◆ **Aim**
Take the lines from the head of the listing through the one bearing "string; key?: string;" and copy them exactly, leaving every picture out.

--- BEGIN Data provided ---

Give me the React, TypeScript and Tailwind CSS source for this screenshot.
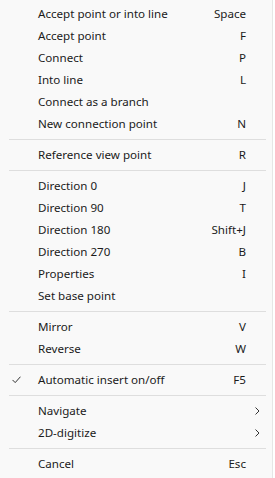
import { Fragment } from "react";

type Item = { label: string; key?: string; checked?: boolean; sub?: boolean };

const GROUPS: Item[][] = [
  [
    { label: "Accept point or into line", key: "Space" },
    { label: "Accept point", key: "F" },
    { label: "Connect", key: "P" },
    { label: "Into line", key: "L" },
    { label: "Connect as a branch" },
    { label: "New connection point", key: "N" },
  ],
  [{ label: "Reference view point", key: "R" }],
  [
    { label: "Direction 0", key: "J" },
    { label: "Direction 90", key: "T" },
    { label: "Direction 180", key: "Shift+J" },
    { label: "Direction 270", key: "B" },
    { label: "Properties", key: "I" },
    { label: "Set base point" },
  ],
  [
    { label: "Mirror", key: "V" },
    { label: "Reverse", key: "W" },
  ],
  [{ label: "Automatic insert on/off", key: "F5", checked: true }],
  [
    { label: "Navigate", sub: true },
    { label: "2D-digitize", sub: true },
  ],
  [{ label: "Cancel", key: "Esc" }],
];

function Check() {
  return (
    <svg width="9" height="8" viewBox="0 0 9 8" fill="none">
      <path d="M0.8 4.2 L3.2 6.6 L8.2 1" stroke="#333" strokeWidth="1" strokeLinecap="round" strokeLinejoin="round" />
    </svg>
  );
}

function Chevron() {
  return (
    <svg width="5" height="8" viewBox="0 0 5 8" fill="none">
      <path d="M0.8 0.8 L4 4 L0.8 7.2" stroke="#333" strokeWidth="1" strokeLinecap="round" strokeLinejoin="round" />
    </svg>
  );
}

function Row({ item }: { item: Item }) {
  return (
    <div className="flex h-[22px] items-center text-[11.6px] text-[#1b1b1b]">
      <div className="flex w-[38px] shrink-0 items-center pl-[12px]">{item.checked && <Check />}</div>
      <span className="flex-1 whitespace-nowrap">{item.label}</span>
      {item.key && <span className="whitespace-nowrap">{item.key}</span>}
      <div className="flex w-[26px] shrink-0 items-center pl-[9px]">{item.sub && <Chevron />}</div>
    </div>
  );
}

export default function App() {
  return (
    <div className="h-[478px] w-[275px] bg-white" style={{ fontFamily: '"Segoe UI", "Noto Sans", sans-serif' }}>
      <div className="h-full w-[273px] border-r border-[#e6e6e6] bg-[#f9f9f9] pt-[3px]">
        {GROUPS.map((group, gi) => (
          <Fragment key={gi}>
            {gi > 0 && (
              <div className="flex h-[9px] items-center pl-[9px] pr-[6px]">
                <div className="h-px w-full bg-[#dedede]" />
              </div>
            )}
            {group.map(item => (
              <Row key={item.label} item={item} />
            ))}
          </Fragment>
        ))}
      </div>
    </div>
  );
}
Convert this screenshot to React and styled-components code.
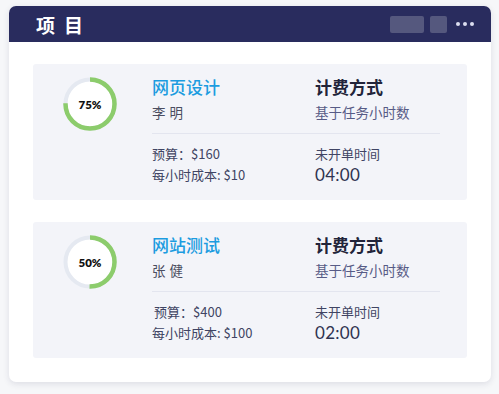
import React from 'react';
import styled, { createGlobalStyle } from 'styled-components';

const GlobalStyle = createGlobalStyle`
  html, body {
    margin: 0;
    padding: 0;
    background: #f6f7f9;
  }
  body {
    font-family: 'Lato', 'Noto Sans CJK SC', sans-serif;
  }
`;

const Page = styled.div`
  width: 499px;
  height: 394px;
  padding: 6px 8px 0 9px;
  box-sizing: border-box;
`;

const Panel = styled.div`
  width: 482px;
  background: #fff;
  border-radius: 7px;
  box-shadow: 0 2px 6px rgba(40, 44, 80, 0.12);
  overflow: hidden;
`;

const Header = styled.div`
  height: 36px;
  background: #292c5e;
  display: flex;
  align-items: center;
  padding: 0 17px 0 27px;
`;

const Title = styled.h1`
  margin: 0;
  flex: 1;
  color: #fff;
  font-family: 'Noto Sans CJK SC', sans-serif;
  font-size: 19px;
  font-weight: 700;
  letter-spacing: 9px;
`;

const HeaderBox = styled.div`
  width: ${p => p.$w}px;
  height: 17px;
  border-radius: 2px;
  background: #55587e;
  margin-right: 6px;
`;

const Dots = styled.div`
  display: flex;
  gap: 3px;
  margin-left: 3px;

  span {
    width: 4px;
    height: 4px;
    border-radius: 50%;
    background: #dcdef0;
  }
`;

const List = styled.div`
  display: flex;
  flex-direction: column;
  gap: 22px;
  padding: 22px 24px 24px;
`;

const Card = styled.div`
  background: #f3f4f9;
  border-radius: 3px;
  height: 136px;
  box-sizing: border-box;
  padding: 13px 0 0 30px;
  display: flex;
  align-items: flex-start;
  gap: 35px;
`;

const Ring = styled.div`
  position: relative;
  width: 54px;
  height: 54px;
  flex-shrink: 0;

  svg {
    display: block;
  }
`;

const RingLabel = styled.div`
  position: absolute;
  inset: 0;
  display: flex;
  align-items: center;
  justify-content: center;
  font-family: 'Lato', sans-serif;
  font-size: 11.5px;
  font-weight: 800;
  color: #111;
`;

const Body = styled.div`
  width: 288px;
  display: grid;
  grid-template-columns: 163px 1fr;
  align-content: start;
  font-family: 'Noto Sans CJK SC', sans-serif;
`;

const Name = styled.div`
  font-size: 17px;
  line-height: 20px;
  font-weight: ${p => (p.$blue ? 500 : 700)};
  color: ${p => (p.$blue ? '#1c9ce0' : '#22243a')};
`;

const Sub = styled.div`
  margin-top: 5px;
  font-size: 13.5px;
  line-height: 20px;
  color: ${p => (p.$spaced ? '#4a4d60' : '#575b86')};
  letter-spacing: ${p => (p.$spaced ? '4px' : '0')};
`;

const Divider = styled.div`
  grid-column: 1 / 3;
  height: 1px;
  margin-top: 11px;
  background: #e3e5ef;
`;

const Meta = styled.div`
  margin-top: ${p => (p.$first ? 11 : 3)}px;
  font-size: 13px;
  line-height: 18px;
  color: #404463;
  padding-left: ${p => (p.$indent ? 2 : 0)}px;
`;

const Time = styled.div`
  margin-top: 2px;
  font-family: 'Lato', sans-serif;
  font-size: 17px;
  line-height: 20px;
  letter-spacing: 0.3px;
  color: #2f3350;
`;

function Progress({ value }) {
  const r = 24.5;
  const c = 2 * Math.PI * r;
  return (
    <Ring>
      <svg width="54" height="54" viewBox="0 0 54 54">
        <circle cx="27" cy="27" r={r} fill="#fff" stroke="#e5e9f1" strokeWidth="4" />
        <circle
          cx="27"
          cy="27"
          r={r}
          fill="none"
          stroke="#8ccc6c"
          strokeWidth="4.5"
          strokeDasharray={`${(c * value) / 100} ${c}`}
          transform="rotate(-90 27 27)"
        />
      </svg>
      <RingLabel>{value}%</RingLabel>
    </Ring>
  );
}

const projects = [
  { pct: 75, title: '网页设计', owner: '李明', budget: '$160', rate: '$10', time: '04:00' },
  { pct: 50, title: '网站测试', owner: '张健', budget: '$400', rate: '$100', time: '02:00' },
];

export default function App() {
  return (
    <Page>
      <GlobalStyle />
      <Panel>
        <Header>
          <Title>项目</Title>
          <HeaderBox $w={34} />
          <HeaderBox $w={17} />
          <Dots>
            <span />
            <span />
            <span />
          </Dots>
        </Header>
        <List>
          {projects.map((p, i) => (
            <Card key={p.title}>
              <Progress value={p.pct} />
              <Body>
                <Name $blue>{p.title}</Name>
                <Name>计费方式</Name>
                <Sub $spaced>{p.owner}</Sub>
                <Sub>基于任务小时数</Sub>
                <Divider />
                <Meta $first $indent={i === 1}>预算：{p.budget}</Meta>
                <Meta $first>未开单时间</Meta>
                <Meta>每小时成本: {p.rate}</Meta>
                <Time>{p.time}</Time>
              </Body>
            </Card>
          ))}
        </List>
      </Panel>
    </Page>
  );
}
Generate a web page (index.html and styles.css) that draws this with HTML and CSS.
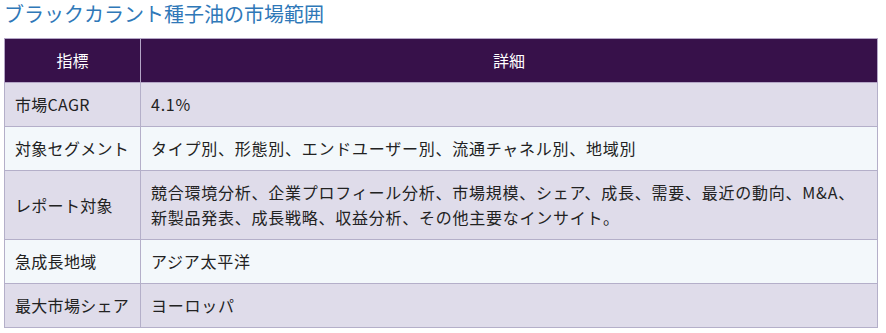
FILE: index.html
```html
<!DOCTYPE html>
<html lang="ja">
<head>
<meta charset="utf-8">
<link rel="stylesheet" href="styles.css">
</head>
<body>
<h2 class="title">ブラックカラント種子油の市場範囲</h2>
<table class="scope">
  <colgroup><col class="c1"><col class="c2"></colgroup>
  <thead>
    <tr><th>指標</th><th>詳細</th></tr>
  </thead>
  <tbody>
    <tr class="odd"><td>市場CAGR</td><td class="detail">4.1%</td></tr>
    <tr class="even"><td>対象セグメント</td><td class="detail">タイプ別、形態別、エンドユーザー別、流通チャネル別、地域別</td></tr>
    <tr class="odd"><td>レポート対象</td><td class="detail">競合環境分析、企業プロフィール分析、市場規模、シェア、成長、需要、最近の動向、M&amp;A、<br>新製品発表、成長戦略、収益分析、その他主要なインサイト。</td></tr>
    <tr class="even"><td>急成長地域</td><td class="detail">アジア太平洋</td></tr>
    <tr class="odd"><td>最大市場シェア</td><td class="detail">ヨーロッパ</td></tr>
  </tbody>
</table>
</body>
</html>
```
FILE: styles.css
```css
html, body {
  margin: 0;
  padding: 0;
  background: #ffffff;
}
body {
  padding: 1px 4px 0;
  font-family: "Noto Sans CJK JP", "Noto Sans", sans-serif;
  color: #222222;
}
.title {
  margin: 0;
  font-size: 20px;
  line-height: 26px;
  font-weight: normal;
  color: #2f78b8;
}
.scope {
  margin-top: 11px;
  width: 874px;
  border-collapse: collapse;
  table-layout: fixed;
  font-size: 16px;
  line-height: 25px;
}
.c1 { width: 136px; }
.scope th, .scope td {
  border: 1px solid #b4afc9;
  padding: 9px 10px;
  text-align: left;
  vertical-align: middle;
}
.scope td {
  letter-spacing: 0.3px;
}
.scope td.detail {
  letter-spacing: 0.75px;
}
.scope th {
  background: #37114a;
  color: #ffffff;
  font-weight: normal;
  text-align: center;
  border-color: #b4a6c6;
}
.scope .odd td { background: #dfdcea; }
.scope .even td { background: #f3f8fb; }
```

--- END Data provided ---

◆ **Reply**
Give me the React, TypeScript and Tailwind CSS source for this screenshot.
import { Fragment } from "react";

type Item = { label: string; key?: string; checked?: boolean; sub?: boolean };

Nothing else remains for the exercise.